Brown is my number one choice. I’ve heard applying ED will increase my chances of being accepted.
Here is my info:
Academics
3.47 UW GPA/ 4.15 W
31 ACT (33E/31M/25R/33S), 32 superscored (33E/31M/30R/33S) with a 8 in essay. (Retaking again in the fall)
710 SATII Math I
Top 20% of graduating class (this is a estimate)
Senior Schedule: AP Economics, AP Literature, AB Calc, Spanish 5, AP Environmental Science, Advanced Accounting, Consumer Economics Honors
ECs
1 year basketball counselor
1 year NHS (will be 2 years)
2 years tutoring at school
4 years teaching kids how to swim
4 years Varsity swimming
4 years varsity water polo
4 years Drug-free Club
4 years club water polo
6 years club swimming
Gender: Male
Race: White
Country of Residence: USA
Financial Aid: Need it
I should also add that I am being recruited… However, the coach said I may need to be accepted on my own merit. What would you say my chances of being accepted early are?
About the same as they would be if you applied RD. (There is a thread on this, currently a few slots below)
Why is that my opinion? Because that is what Dean of Admission James Miller has stated, and it also makes sense to me.

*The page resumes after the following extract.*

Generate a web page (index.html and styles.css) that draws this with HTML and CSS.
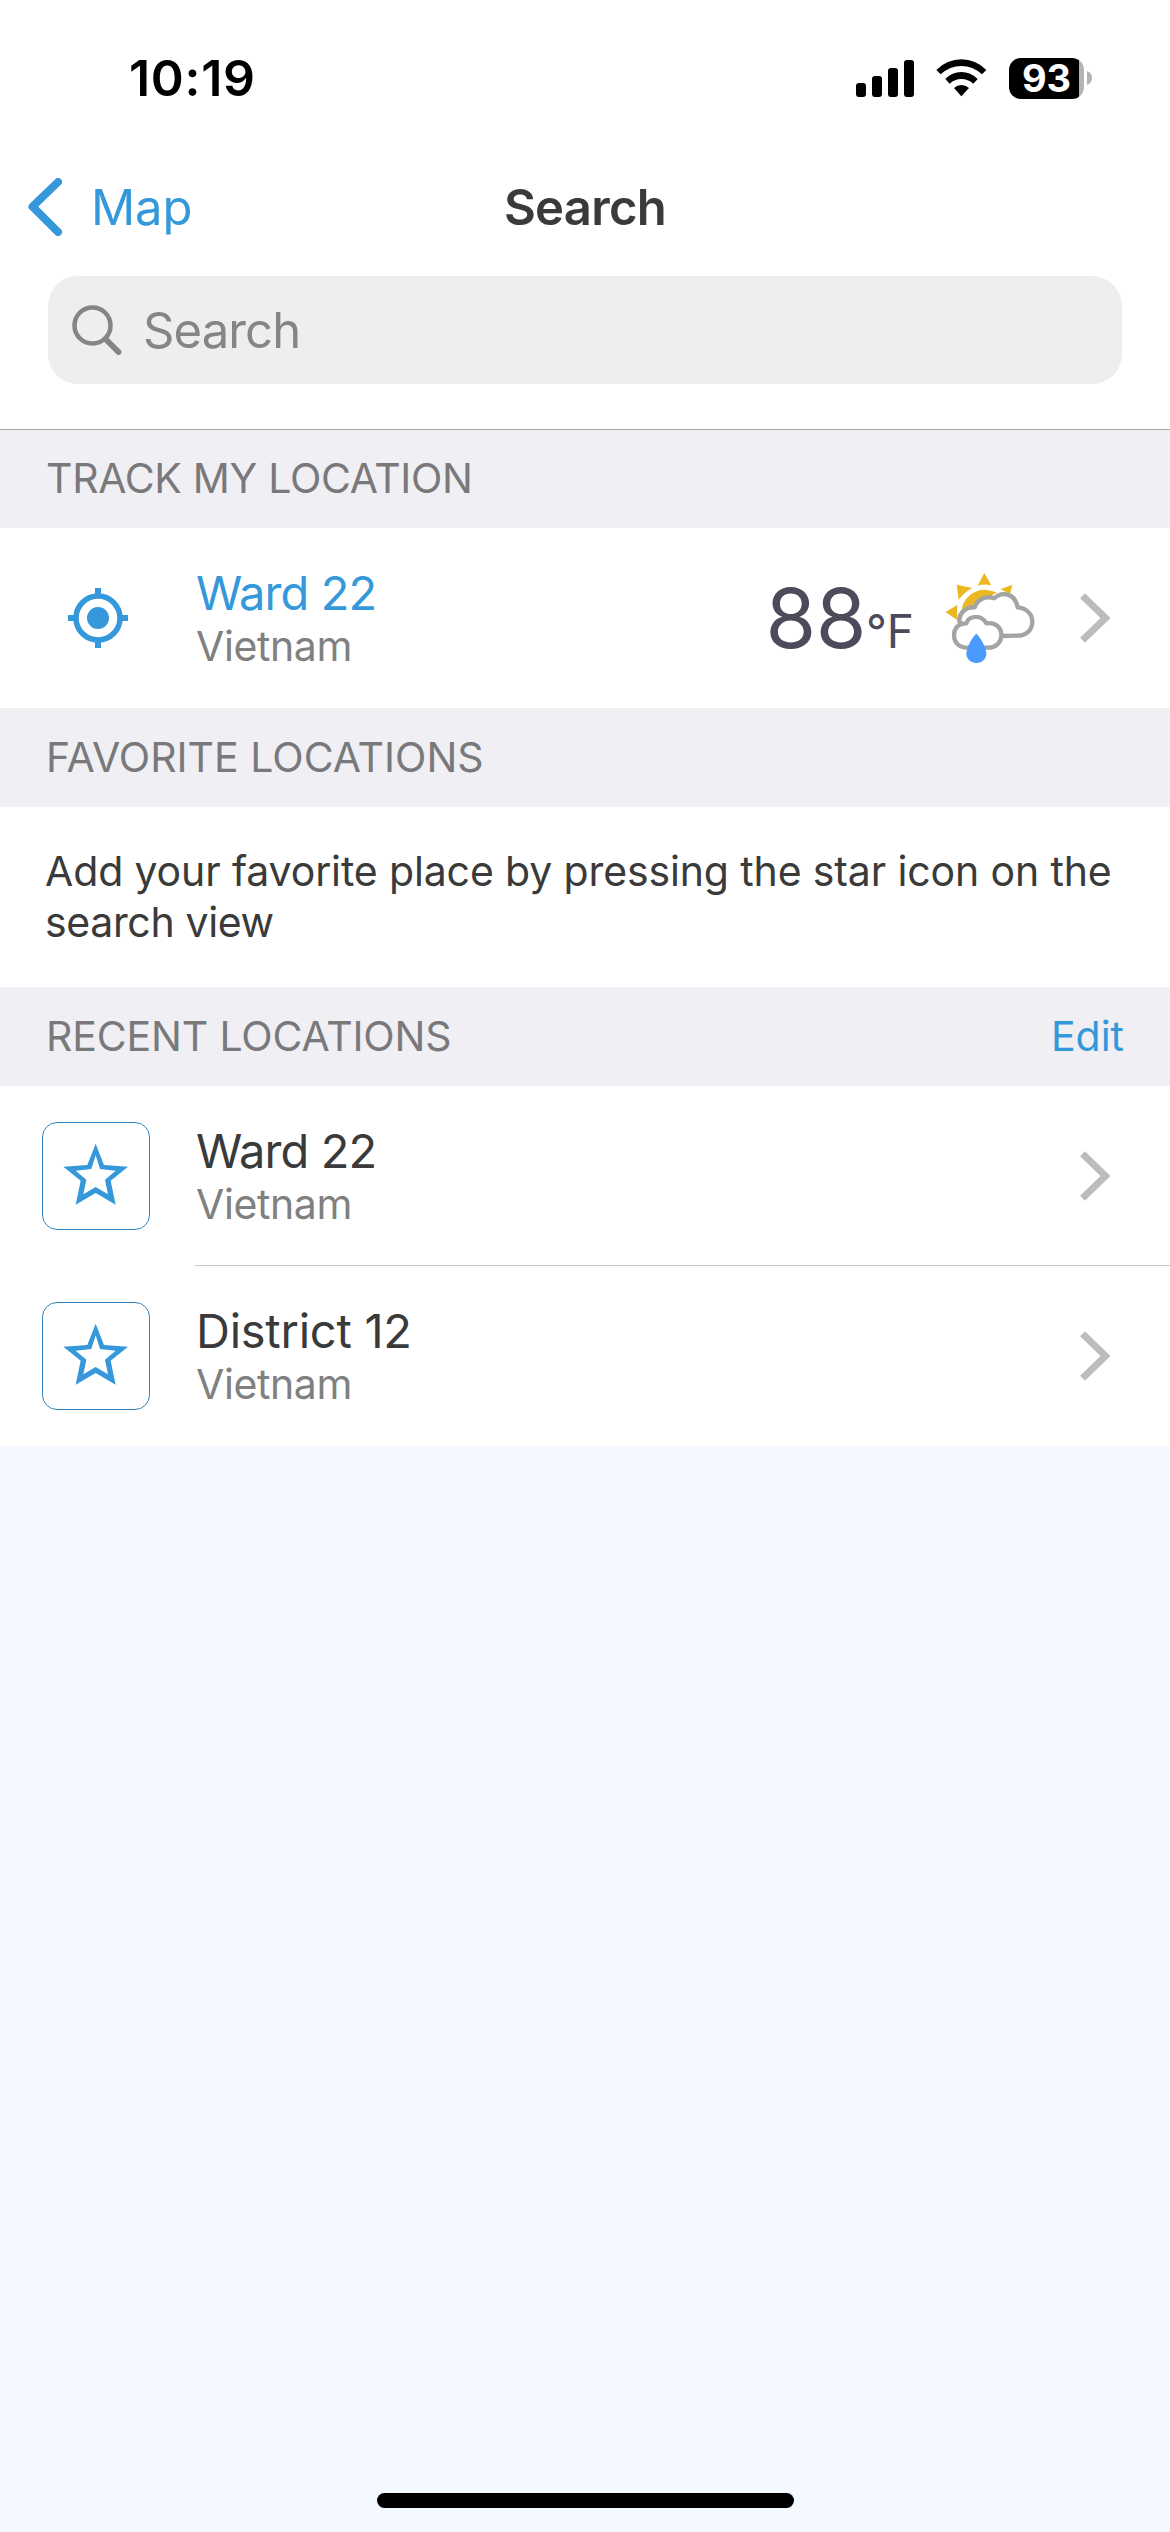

Look at it this way. If the ED acceptance rate is 20% and the overall rate is 8.5% and the RD-only rate is 6.something%…and the applicant pools in all these sections are identical or very similar, then there would definitely seem to be an advantage applying ED. But if the pools are not identical or similar, then these percentages do not tell you much.
Dean Miller has said that 26% of the ED admitees are recruited athletes. (If the coach is not supporting you for one of the slots available to his/her team, you are not a recruited athlete, and your high school sports is looked upon as a nice EC). There also is anecdotal information that a higher percentage of legacies, development cases, celebrities, super-high achievers and other special situations apply ED.
If you do not buy that, or trust Dean Miller’s statement, then I guess the thought process is that the pools are similar but in ED, Brown adds X points to your SATs, and Y decimal points to your GPA, and reads your essays with less circumspection, and gives higher premiums to ordinary ECs compared to RD applications…and makes ED admissions decisions based on these easier ED criteria. If I am wrong about the thought process here, I welcome correction.
So, again, all of this is opinion, I am not affiliated with Admissions and have no inside information, and I think your ED and RD chances would be pretty similar.